== GIVEN TASK ==
Leave out the pictures and transcribe the rest of the records exactly.

== AVAILABLE RECORDS ==
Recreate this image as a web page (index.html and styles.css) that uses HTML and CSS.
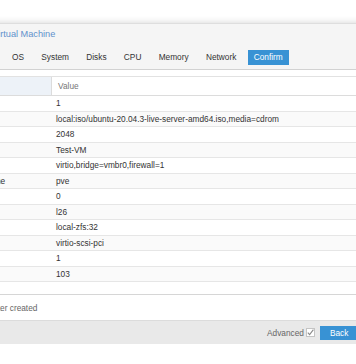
FILE: index.html
```html
<!DOCTYPE html>
<html lang="en">
    <head>
        <meta charset="UTF-8" />
        <meta name="viewport" content="width=device-width, initial-scale=1.0" />
        <title>Create: Virtual Machine</title>
        <link rel="stylesheet" href="styles.css">
    </head>

    <body>
        <div class="page">
            <div class="window">
                <div class="window-title">Create: Virtual Machine</div>

                <div class="tabs">
                    <span class="tab">General</span>
                    <span class="tab">OS</span>
                    <span class="tab">System</span>
                    <span class="tab">Disks</span>
                    <span class="tab">CPU</span>
                    <span class="tab">Memory</span>
                    <span class="tab">Network</span>
                    <span class="tab active">Confirm</span>
                </div>

                <div class="window-body">
                    <div class="grid">
                        <div class="grid-head">
                            <div class="cell key">Key</div>
                            <div class="cell value">Value</div>
                        </div>
                        <div class="grid-row"><div class="cell key">cores</div><div class="cell value">1</div></div>
                        <div class="grid-row"><div class="cell key">ide2</div><div class="cell value">local:iso/ubuntu-20.04.3-live-server-amd64.iso,media=cdrom</div></div>
                        <div class="grid-row"><div class="cell key">memory</div><div class="cell value">2048</div></div>
                        <div class="grid-row"><div class="cell key">name</div><div class="cell value">Test-VM</div></div>
                        <div class="grid-row"><div class="cell key">net0</div><div class="cell value">virtio,bridge=vmbr0,firewall=1</div></div>
                        <div class="grid-row"><div class="cell key">nodename</div><div class="cell value">pve</div></div>
                        <div class="grid-row"><div class="cell key">numa</div><div class="cell value">0</div></div>
                        <div class="grid-row"><div class="cell key">ostype</div><div class="cell value">l26</div></div>
                        <div class="grid-row"><div class="cell key">scsi0</div><div class="cell value">local-zfs:32</div></div>
                        <div class="grid-row"><div class="cell key">scsihw</div><div class="cell value">virtio-scsi-pci</div></div>
                        <div class="grid-row"><div class="cell key">sockets</div><div class="cell value">1</div></div>
                        <div class="grid-row"><div class="cell key">vmid</div><div class="cell value">103</div></div>
                    </div>

                    <div class="start-row">
                        <span class="checkbox"></span>
                        <span>Start after created</span>
                    </div>
                </div>

                <div class="footer">
                    <span class="advanced">Advanced</span>
                    <span class="checkbox checked">
                        <svg width="9" height="9" viewBox="0 0 9 9">
                            <path d="M1.8 4.6 L3.6 6.6 L7.4 1.6" fill="none" stroke="#8a8a8a" stroke-width="1.1" />
                        </svg>
                    </span>
                    <span class="btn">Back</span>
                    <span class="btn">Finish</span>
                </div>
            </div>
        </div>
    </body>
</html>
```

FILE: styles.css
```css
body {
    margin: 0;
    overflow: hidden;
    background-color: #fff;
    font-family: 'Liberation Sans', Arial, sans-serif;
    font-size: 8.3px;
    color: #333;
}

.page {
    padding-top: 23px;
}

.window {
    margin-left: -47px;
    width: 460px;
    background-color: #f5f5f5;
    border-top: 1px solid #dedede;
    box-shadow: 0 0 7px rgba(0, 0, 0, 0.18);
}

.window-title {
    height: 21px;
    line-height: 21px;
    padding: 0 6.5px;
    font-size: 9.2px;
    color: #5f91cc;
}

.tabs {
    display: flex;
    gap: 5.3px;
    padding: 5px 6.2px 4px;
    border-bottom: 1px solid #d2d2d2;
}

.tab {
    height: 15px;
    line-height: 15px;
    padding: 0 6px;
    white-space: nowrap;
}

.tab.active {
    background-color: #3892d4;
    color: #fff;
}

.window-body {
    background-color: #fff;
    padding: 6px 0 0 7px;
}

.grid {
    height: 218px;
    border-bottom: 1px solid #d6d6d6;
}

.grid-head {
    display: flex;
    height: 20px;
    border-top: 1px solid #e2e2e2;
    border-bottom: 1px solid #dcdcdc;
    box-sizing: border-box;
    color: #777;
}

.grid-head .key {
    background-color: #edf2f8;
    border-right: 1px solid #dcdcdc;
}

.grid-head .cell {
    line-height: 18px;
}

.grid-head .value {
    padding-left: 6px;
}

.grid-row {
    display: flex;
    height: 15.5px;
    border-bottom: 1px solid #e6e6e6;
    box-sizing: border-box;
}

.grid-row:nth-child(odd) {
    background-color: #fafafa;
}

.cell {
    line-height: 14.5px;
    white-space: nowrap;
}

.key {
    width: 92px;
    flex: none;
    box-sizing: border-box;
    padding-left: 6px;
}

.value {
    padding-left: 4px;
}

.start-row {
    display: flex;
    align-items: center;
    gap: 2px;
    height: 25px;
    color: #666;
}

.checkbox {
    display: inline-block;
    width: 9px;
    height: 9px;
    box-sizing: border-box;
    border: 1px solid #c4c4c4;
    background-color: #fff;
}

.checkbox svg {
    display: block;
    margin: -1px;
}

.footer {
    display: flex;
    align-items: center;
    height: 23px;
    padding-left: 314px;
    background-color: #e9e9e9;
    border-top: 1px solid #dcdcdc;
    color: #666;
}

.advanced {
    margin-right: 2px;
}

.btn {
    height: 14px;
    line-height: 14px;
    padding: 0 10px;
    margin-left: 5px;
    background-color: #3892d4;
    color: #fff;
}
```
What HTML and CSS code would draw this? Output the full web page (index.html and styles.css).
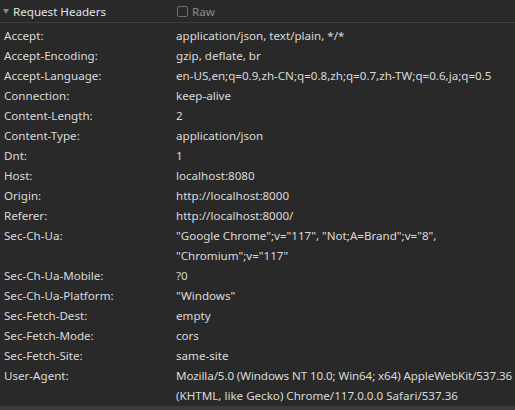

== CORRECT RESULT ==
Recreate this image as a web page (index.html and styles.css) that uses HTML and CSS.
FILE: index.html
```html
<!DOCTYPE html>
<html lang="en">
    <head>
        <meta charset="UTF-8" />
        <meta name="viewport" content="width=device-width, initial-scale=1.0" />
        <title>Create: Virtual Machine</title>
        <link rel="stylesheet" href="styles.css">
    </head>

    <body>
        <div class="page">
            <div class="window">
                <div class="window-title">Create: Virtual Machine</div>

                <div class="tabs">
                    <span class="tab">General</span>
                    <span class="tab">OS</span>
                    <span class="tab">System</span>
                    <span class="tab">Disks</span>
                    <span class="tab">CPU</span>
                    <span class="tab">Memory</span>
                    <span class="tab">Network</span>
                    <span class="tab active">Confirm</span>
                </div>

                <div class="window-body">
                    <div class="grid">
                        <div class="grid-head">
                            <div class="cell key">Key</div>
                            <div class="cell value">Value</div>
                        </div>
                        <div class="grid-row"><div class="cell key">cores</div><div class="cell value">1</div></div>
                        <div class="grid-row"><div class="cell key">ide2</div><div class="cell value">local:iso/ubuntu-20.04.3-live-server-amd64.iso,media=cdrom</div></div>
                        <div class="grid-row"><div class="cell key">memory</div><div class="cell value">2048</div></div>
                        <div class="grid-row"><div class="cell key">name</div><div class="cell value">Test-VM</div></div>
                        <div class="grid-row"><div class="cell key">net0</div><div class="cell value">virtio,bridge=vmbr0,firewall=1</div></div>
                        <div class="grid-row"><div class="cell key">nodename</div><div class="cell value">pve</div></div>
                        <div class="grid-row"><div class="cell key">numa</div><div class="cell value">0</div></div>
                        <div class="grid-row"><div class="cell key">ostype</div><div class="cell value">l26</div></div>
                        <div class="grid-row"><div class="cell key">scsi0</div><div class="cell value">local-zfs:32</div></div>
                        <div class="grid-row"><div class="cell key">scsihw</div><div class="cell value">virtio-scsi-pci</div></div>
                        <div class="grid-row"><div class="cell key">sockets</div><div class="cell value">1</div></div>
                        <div class="grid-row"><div class="cell key">vmid</div><div class="cell value">103</div></div>
                    </div>

                    <div class="start-row">
                        <span class="checkbox"></span>
                        <span>Start after created</span>
                    </div>
                </div>

                <div class="footer">
                    <span class="advanced">Advanced</span>
                    <span class="checkbox checked">
                        <svg width="9" height="9" viewBox="0 0 9 9">
                            <path d="M1.8 4.6 L3.6 6.6 L7.4 1.6" fill="none" stroke="#8a8a8a" stroke-width="1.1" />
                        </svg>
                    </span>
                    <span class="btn">Back</span>
                    <span class="btn">Finish</span>
                </div>
            </div>
        </div>
    </body>
</html>
```

FILE: styles.css
```css
body {
    margin: 0;
    overflow: hidden;
    background-color: #fff;
    font-family: 'Liberation Sans', Arial, sans-serif;
    font-size: 8.3px;
    color: #333;
}

.page {
    padding-top: 23px;
}

.window {
    margin-left: -47px;
    width: 460px;
    background-color: #f5f5f5;
    border-top: 1px solid #dedede;
    box-shadow: 0 0 7px rgba(0, 0, 0, 0.18);
}

.window-title {
    height: 21px;
    line-height: 21px;
    padding: 0 6.5px;
    font-size: 9.2px;
    color: #5f91cc;
}

.tabs {
    display: flex;
    gap: 5.3px;
    padding: 5px 6.2px 4px;
    border-bottom: 1px solid #d2d2d2;
}

.tab {
    height: 15px;
    line-height: 15px;
    padding: 0 6px;
    white-space: nowrap;
}

.tab.active {
    background-color: #3892d4;
    color: #fff;
}

.window-body {
    background-color: #fff;
    padding: 6px 0 0 7px;
}

.grid {
    height: 218px;
    border-bottom: 1px solid #d6d6d6;
}

.grid-head {
    display: flex;
    height: 20px;
    border-top: 1px solid #e2e2e2;
    border-bottom: 1px solid #dcdcdc;
    box-sizing: border-box;
    color: #777;
}

.grid-head .key {
    background-color: #edf2f8;
    border-right: 1px solid #dcdcdc;
}

.grid-head .cell {
    line-height: 18px;
}

.grid-head .value {
    padding-left: 6px;
}

.grid-row {
    display: flex;
    height: 15.5px;
    border-bottom: 1px solid #e6e6e6;
    box-sizing: border-box;
}

.grid-row:nth-child(odd) {
    background-color: #fafafa;
}

.cell {
    line-height: 14.5px;
    white-space: nowrap;
}

.key {
    width: 92px;
    flex: none;
    box-sizing: border-box;
    padding-left: 6px;
}

.value {
    padding-left: 4px;
}

.start-row {
    display: flex;
    align-items: center;
    gap: 2px;
    height: 25px;
    color: #666;
}

.checkbox {
    display: inline-block;
    width: 9px;
    height: 9px;
    box-sizing: border-box;
    border: 1px solid #c4c4c4;
    background-color: #fff;
}

.checkbox svg {
    display: block;
    margin: -1px;
}

.footer {
    display: flex;
    align-items: center;
    height: 23px;
    padding-left: 314px;
    background-color: #e9e9e9;
    border-top: 1px solid #dcdcdc;
    color: #666;
}

.advanced {
    margin-right: 2px;
}

.btn {
    height: 14px;
    line-height: 14px;
    padding: 0 10px;
    margin-left: 5px;
    background-color: #3892d4;
    color: #fff;
}
```
What HTML and CSS code would draw this? Output the full web page (index.html and styles.css).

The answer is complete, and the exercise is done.